### Aim of the task
Below is a listing to transcribe in full and exactly; keep the pictures out.

— start —

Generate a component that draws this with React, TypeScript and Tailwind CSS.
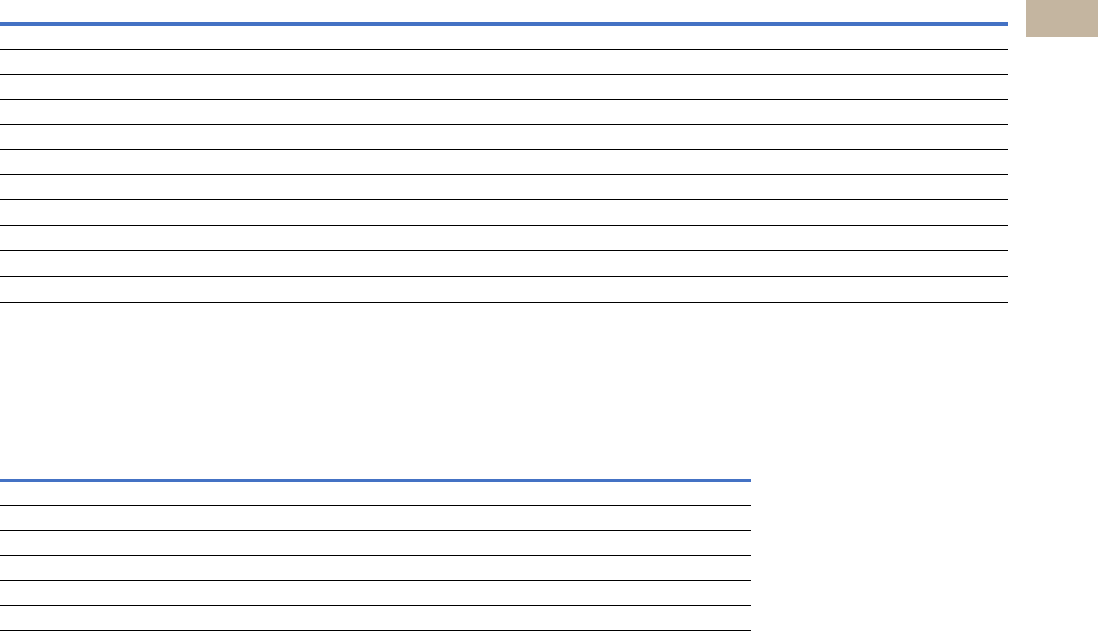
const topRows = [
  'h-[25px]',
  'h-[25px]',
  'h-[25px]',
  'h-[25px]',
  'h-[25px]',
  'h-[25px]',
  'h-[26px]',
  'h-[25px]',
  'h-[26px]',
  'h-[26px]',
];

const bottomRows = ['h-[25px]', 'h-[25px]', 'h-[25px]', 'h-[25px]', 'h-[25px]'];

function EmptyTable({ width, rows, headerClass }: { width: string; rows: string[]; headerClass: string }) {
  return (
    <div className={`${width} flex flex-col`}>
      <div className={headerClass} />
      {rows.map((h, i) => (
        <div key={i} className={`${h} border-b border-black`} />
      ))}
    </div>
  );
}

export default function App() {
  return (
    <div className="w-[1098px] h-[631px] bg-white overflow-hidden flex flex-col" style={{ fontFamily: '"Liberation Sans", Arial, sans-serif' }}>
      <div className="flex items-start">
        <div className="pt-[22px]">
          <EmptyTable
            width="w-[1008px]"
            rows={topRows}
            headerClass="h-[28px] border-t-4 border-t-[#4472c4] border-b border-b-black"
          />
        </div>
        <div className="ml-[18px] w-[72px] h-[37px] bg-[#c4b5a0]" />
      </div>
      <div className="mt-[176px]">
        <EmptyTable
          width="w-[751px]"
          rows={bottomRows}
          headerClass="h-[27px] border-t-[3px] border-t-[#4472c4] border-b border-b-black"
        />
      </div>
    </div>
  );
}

— end —

### Answer to the exercise
Generate a component that draws this with React, TypeScript and Tailwind CSS.
const topRows = [
  'h-[25px]',
  'h-[25px]',
  'h-[25px]',
  'h-[25px]',
  'h-[25px]',
  'h-[25px]',
  'h-[26px]',
  'h-[25px]',
  'h-[26px]',
  'h-[26px]',
];

const bottomRows = ['h-[25px]', 'h-[25px]', 'h-[25px]', 'h-[25px]', 'h-[25px]'];

function EmptyTable({ width, rows, headerClass }: { width: string; rows: string[]; headerClass: string }) {
  return (
    <div className={`${width} flex flex-col`}>
      <div className={headerClass} />
      {rows.map((h, i) => (
        <div key={i} className={`${h} border-b border-black`} />
      ))}
    </div>
  );
}

export default function App() {
  return (
    <div className="w-[1098px] h-[631px] bg-white overflow-hidden flex flex-col" style={{ fontFamily: '"Liberation Sans", Arial, sans-serif' }}>
      <div className="flex items-start">
        <div className="pt-[22px]">
          <EmptyTable
            width="w-[1008px]"
            rows={topRows}
            headerClass="h-[28px] border-t-4 border-t-[#4472c4] border-b border-b-black"
          />
        </div>
        <div className="ml-[18px] w-[72px] h-[37px] bg-[#c4b5a0]" />
      </div>
      <div className="mt-[176px]">
        <EmptyTable
          width="w-[751px]"
          rows={bottomRows}
          headerClass="h-[27px] border-t-[3px] border-t-[#4472c4] border-b border-b-black"
        />
      </div>
    </div>
  );
}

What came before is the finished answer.